* Exercise requirements
The records below hold pictures; please leave those out and retype the rest exactly.

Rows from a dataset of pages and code
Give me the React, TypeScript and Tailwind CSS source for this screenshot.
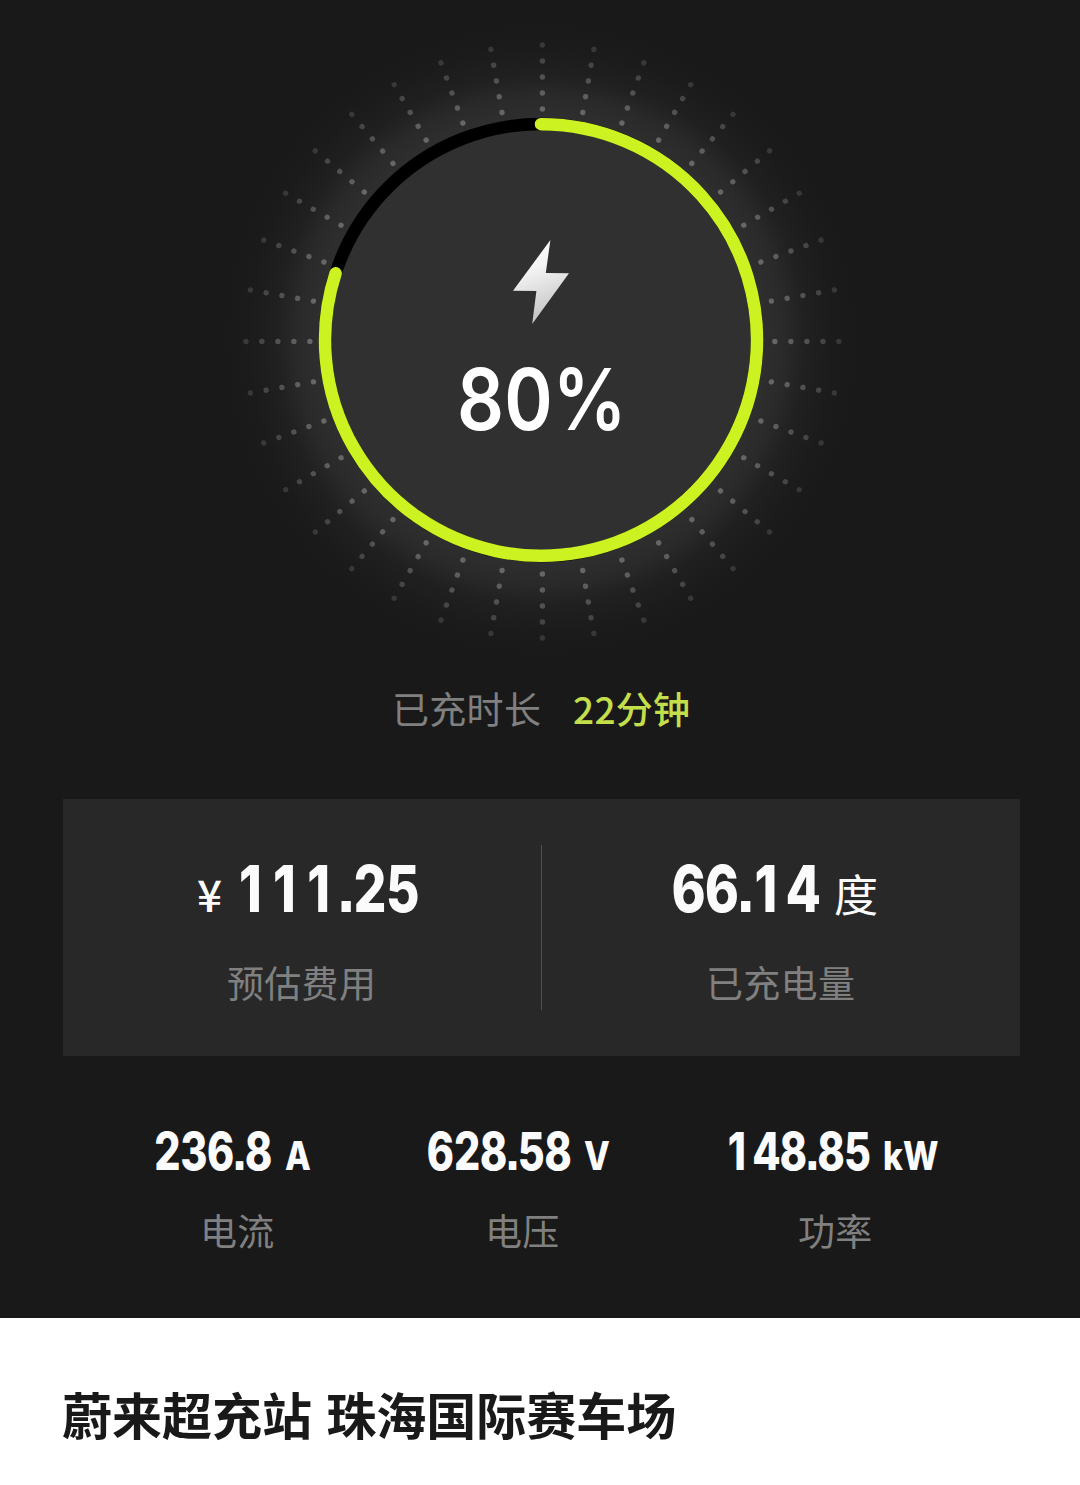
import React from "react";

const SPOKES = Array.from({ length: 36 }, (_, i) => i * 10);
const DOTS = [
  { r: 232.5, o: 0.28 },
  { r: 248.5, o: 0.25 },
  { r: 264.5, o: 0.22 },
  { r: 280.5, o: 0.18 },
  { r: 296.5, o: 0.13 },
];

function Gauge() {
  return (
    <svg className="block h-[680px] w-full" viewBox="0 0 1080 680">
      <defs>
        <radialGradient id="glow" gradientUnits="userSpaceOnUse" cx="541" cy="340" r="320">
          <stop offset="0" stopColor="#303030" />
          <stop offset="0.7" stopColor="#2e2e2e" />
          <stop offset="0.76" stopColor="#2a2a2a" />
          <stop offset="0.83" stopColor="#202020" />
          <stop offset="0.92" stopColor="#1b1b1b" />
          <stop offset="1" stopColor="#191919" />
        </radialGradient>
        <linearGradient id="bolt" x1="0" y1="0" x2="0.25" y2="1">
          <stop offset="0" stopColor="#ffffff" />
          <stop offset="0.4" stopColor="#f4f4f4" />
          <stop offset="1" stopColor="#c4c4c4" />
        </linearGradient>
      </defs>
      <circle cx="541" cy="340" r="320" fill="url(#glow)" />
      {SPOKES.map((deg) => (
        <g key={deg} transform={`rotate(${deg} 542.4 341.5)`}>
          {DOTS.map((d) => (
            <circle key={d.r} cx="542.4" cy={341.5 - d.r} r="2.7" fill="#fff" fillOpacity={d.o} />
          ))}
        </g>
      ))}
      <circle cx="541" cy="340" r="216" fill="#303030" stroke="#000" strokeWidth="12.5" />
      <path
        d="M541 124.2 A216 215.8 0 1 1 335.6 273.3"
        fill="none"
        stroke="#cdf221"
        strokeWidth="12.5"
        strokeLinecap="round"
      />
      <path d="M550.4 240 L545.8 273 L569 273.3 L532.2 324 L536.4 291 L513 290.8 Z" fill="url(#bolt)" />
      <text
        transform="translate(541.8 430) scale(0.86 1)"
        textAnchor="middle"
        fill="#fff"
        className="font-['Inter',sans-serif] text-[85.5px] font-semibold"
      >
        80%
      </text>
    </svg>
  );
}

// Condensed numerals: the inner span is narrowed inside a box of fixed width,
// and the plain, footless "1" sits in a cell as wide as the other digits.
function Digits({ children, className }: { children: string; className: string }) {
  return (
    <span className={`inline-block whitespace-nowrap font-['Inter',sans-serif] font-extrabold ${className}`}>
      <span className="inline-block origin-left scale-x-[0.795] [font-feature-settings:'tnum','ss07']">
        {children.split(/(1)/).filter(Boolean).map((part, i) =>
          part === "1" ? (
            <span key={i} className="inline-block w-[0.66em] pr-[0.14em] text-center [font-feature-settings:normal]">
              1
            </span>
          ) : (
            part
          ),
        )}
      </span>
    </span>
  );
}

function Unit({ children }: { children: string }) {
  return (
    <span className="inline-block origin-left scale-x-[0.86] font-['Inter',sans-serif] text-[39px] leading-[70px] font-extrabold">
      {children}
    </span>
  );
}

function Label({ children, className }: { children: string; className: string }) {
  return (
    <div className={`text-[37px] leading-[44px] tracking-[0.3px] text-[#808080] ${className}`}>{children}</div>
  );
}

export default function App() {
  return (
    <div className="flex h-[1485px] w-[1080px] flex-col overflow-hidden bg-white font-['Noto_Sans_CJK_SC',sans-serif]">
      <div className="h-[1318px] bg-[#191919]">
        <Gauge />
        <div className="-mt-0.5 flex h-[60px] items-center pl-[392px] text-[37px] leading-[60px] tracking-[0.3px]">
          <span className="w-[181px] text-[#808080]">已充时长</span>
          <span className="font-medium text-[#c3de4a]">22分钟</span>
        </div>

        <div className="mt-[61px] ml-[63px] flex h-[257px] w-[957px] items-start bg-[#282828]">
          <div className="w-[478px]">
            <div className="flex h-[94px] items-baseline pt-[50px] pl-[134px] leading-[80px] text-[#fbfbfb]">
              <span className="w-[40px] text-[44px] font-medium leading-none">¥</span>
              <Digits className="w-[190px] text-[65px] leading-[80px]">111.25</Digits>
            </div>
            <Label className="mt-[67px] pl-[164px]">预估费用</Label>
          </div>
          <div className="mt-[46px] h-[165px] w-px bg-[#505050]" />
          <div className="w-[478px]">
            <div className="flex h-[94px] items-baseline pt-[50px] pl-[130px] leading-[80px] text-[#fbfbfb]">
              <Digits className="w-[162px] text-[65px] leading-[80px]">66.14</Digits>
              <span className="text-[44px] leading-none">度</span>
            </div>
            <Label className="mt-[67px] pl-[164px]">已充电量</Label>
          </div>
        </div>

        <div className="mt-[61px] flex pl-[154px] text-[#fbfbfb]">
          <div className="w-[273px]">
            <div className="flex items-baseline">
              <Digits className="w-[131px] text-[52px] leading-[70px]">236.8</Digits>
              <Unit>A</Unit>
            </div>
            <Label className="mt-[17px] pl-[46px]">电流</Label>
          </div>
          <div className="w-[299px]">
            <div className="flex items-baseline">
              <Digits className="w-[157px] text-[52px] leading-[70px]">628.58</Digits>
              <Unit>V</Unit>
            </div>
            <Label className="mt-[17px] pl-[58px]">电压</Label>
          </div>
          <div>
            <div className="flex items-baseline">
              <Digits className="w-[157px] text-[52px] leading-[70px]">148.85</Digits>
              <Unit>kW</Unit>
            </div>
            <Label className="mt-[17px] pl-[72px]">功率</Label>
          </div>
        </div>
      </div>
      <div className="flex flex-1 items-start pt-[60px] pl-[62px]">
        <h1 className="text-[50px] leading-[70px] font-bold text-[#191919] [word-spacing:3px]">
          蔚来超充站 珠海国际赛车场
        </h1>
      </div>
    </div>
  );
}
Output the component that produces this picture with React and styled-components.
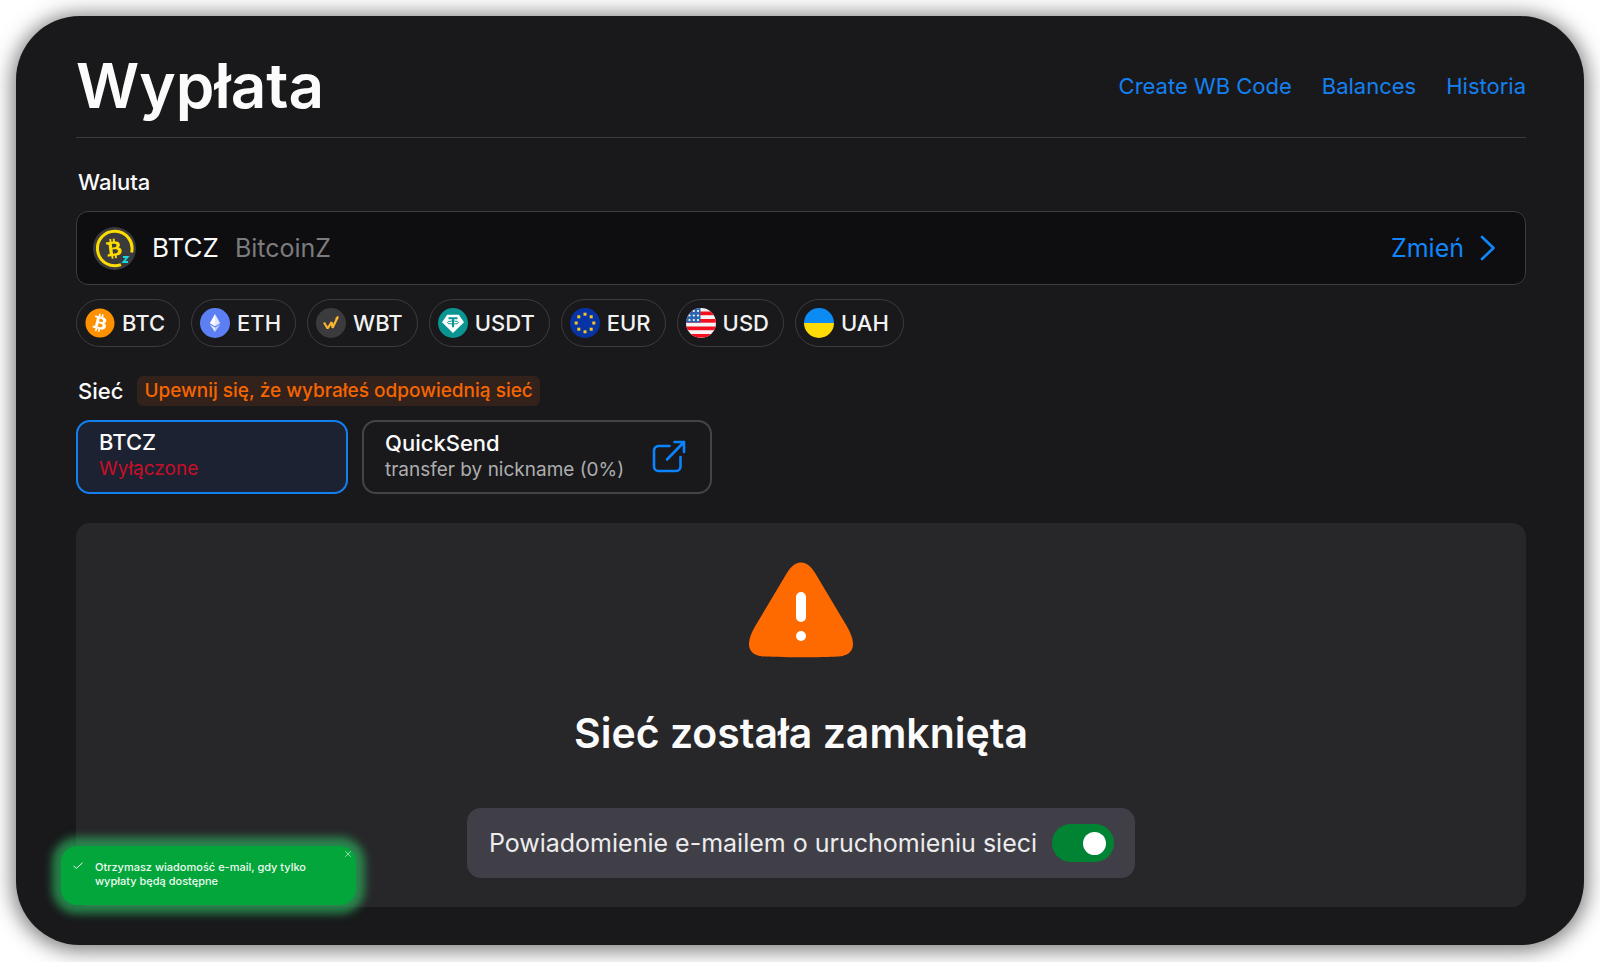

* Exercise output
Give me the React, TypeScript and Tailwind CSS source for this screenshot.
import React from "react";

const SPOKES = Array.from({ length: 36 }, (_, i) => i * 10);
const DOTS = [
  { r: 232.5, o: 0.28 },
  { r: 248.5, o: 0.25 },
  { r: 264.5, o: 0.22 },
  { r: 280.5, o: 0.18 },
  { r: 296.5, o: 0.13 },
];

function Gauge() {
  return (
    <svg className="block h-[680px] w-full" viewBox="0 0 1080 680">
      <defs>
        <radialGradient id="glow" gradientUnits="userSpaceOnUse" cx="541" cy="340" r="320">
          <stop offset="0" stopColor="#303030" />
          <stop offset="0.7" stopColor="#2e2e2e" />
          <stop offset="0.76" stopColor="#2a2a2a" />
          <stop offset="0.83" stopColor="#202020" />
          <stop offset="0.92" stopColor="#1b1b1b" />
          <stop offset="1" stopColor="#191919" />
        </radialGradient>
        <linearGradient id="bolt" x1="0" y1="0" x2="0.25" y2="1">
          <stop offset="0" stopColor="#ffffff" />
          <stop offset="0.4" stopColor="#f4f4f4" />
          <stop offset="1" stopColor="#c4c4c4" />
        </linearGradient>
      </defs>
      <circle cx="541" cy="340" r="320" fill="url(#glow)" />
      {SPOKES.map((deg) => (
        <g key={deg} transform={`rotate(${deg} 542.4 341.5)`}>
          {DOTS.map((d) => (
            <circle key={d.r} cx="542.4" cy={341.5 - d.r} r="2.7" fill="#fff" fillOpacity={d.o} />
          ))}
        </g>
      ))}
      <circle cx="541" cy="340" r="216" fill="#303030" stroke="#000" strokeWidth="12.5" />
      <path
        d="M541 124.2 A216 215.8 0 1 1 335.6 273.3"
        fill="none"
        stroke="#cdf221"
        strokeWidth="12.5"
        strokeLinecap="round"
      />
      <path d="M550.4 240 L545.8 273 L569 273.3 L532.2 324 L536.4 291 L513 290.8 Z" fill="url(#bolt)" />
      <text
        transform="translate(541.8 430) scale(0.86 1)"
        textAnchor="middle"
        fill="#fff"
        className="font-['Inter',sans-serif] text-[85.5px] font-semibold"
      >
        80%
      </text>
    </svg>
  );
}

// Condensed numerals: the inner span is narrowed inside a box of fixed width,
// and the plain, footless "1" sits in a cell as wide as the other digits.
function Digits({ children, className }: { children: string; className: string }) {
  return (
    <span className={`inline-block whitespace-nowrap font-['Inter',sans-serif] font-extrabold ${className}`}>
      <span className="inline-block origin-left scale-x-[0.795] [font-feature-settings:'tnum','ss07']">
        {children.split(/(1)/).filter(Boolean).map((part, i) =>
          part === "1" ? (
            <span key={i} className="inline-block w-[0.66em] pr-[0.14em] text-center [font-feature-settings:normal]">
              1
            </span>
          ) : (
            part
          ),
        )}
      </span>
    </span>
  );
}

function Unit({ children }: { children: string }) {
  return (
    <span className="inline-block origin-left scale-x-[0.86] font-['Inter',sans-serif] text-[39px] leading-[70px] font-extrabold">
      {children}
    </span>
  );
}

function Label({ children, className }: { children: string; className: string }) {
  return (
    <div className={`text-[37px] leading-[44px] tracking-[0.3px] text-[#808080] ${className}`}>{children}</div>
  );
}

export default function App() {
  return (
    <div className="flex h-[1485px] w-[1080px] flex-col overflow-hidden bg-white font-['Noto_Sans_CJK_SC',sans-serif]">
      <div className="h-[1318px] bg-[#191919]">
        <Gauge />
        <div className="-mt-0.5 flex h-[60px] items-center pl-[392px] text-[37px] leading-[60px] tracking-[0.3px]">
          <span className="w-[181px] text-[#808080]">已充时长</span>
          <span className="font-medium text-[#c3de4a]">22分钟</span>
        </div>

        <div className="mt-[61px] ml-[63px] flex h-[257px] w-[957px] items-start bg-[#282828]">
          <div className="w-[478px]">
            <div className="flex h-[94px] items-baseline pt-[50px] pl-[134px] leading-[80px] text-[#fbfbfb]">
              <span className="w-[40px] text-[44px] font-medium leading-none">¥</span>
              <Digits className="w-[190px] text-[65px] leading-[80px]">111.25</Digits>
            </div>
            <Label className="mt-[67px] pl-[164px]">预估费用</Label>
          </div>
          <div className="mt-[46px] h-[165px] w-px bg-[#505050]" />
          <div className="w-[478px]">
            <div className="flex h-[94px] items-baseline pt-[50px] pl-[130px] leading-[80px] text-[#fbfbfb]">
              <Digits className="w-[162px] text-[65px] leading-[80px]">66.14</Digits>
              <span className="text-[44px] leading-none">度</span>
            </div>
            <Label className="mt-[67px] pl-[164px]">已充电量</Label>
          </div>
        </div>

        <div className="mt-[61px] flex pl-[154px] text-[#fbfbfb]">
          <div className="w-[273px]">
            <div className="flex items-baseline">
              <Digits className="w-[131px] text-[52px] leading-[70px]">236.8</Digits>
              <Unit>A</Unit>
            </div>
            <Label className="mt-[17px] pl-[46px]">电流</Label>
          </div>
          <div className="w-[299px]">
            <div className="flex items-baseline">
              <Digits className="w-[157px] text-[52px] leading-[70px]">628.58</Digits>
              <Unit>V</Unit>
            </div>
            <Label className="mt-[17px] pl-[58px]">电压</Label>
          </div>
          <div>
            <div className="flex items-baseline">
              <Digits className="w-[157px] text-[52px] leading-[70px]">148.85</Digits>
              <Unit>kW</Unit>
            </div>
            <Label className="mt-[17px] pl-[72px]">功率</Label>
          </div>
        </div>
      </div>
      <div className="flex flex-1 items-start pt-[60px] pl-[62px]">
        <h1 className="text-[50px] leading-[70px] font-bold text-[#191919] [word-spacing:3px]">
          蔚来超充站 珠海国际赛车场
        </h1>
      </div>
    </div>
  );
}
Output the component that produces this picture with React and styled-components.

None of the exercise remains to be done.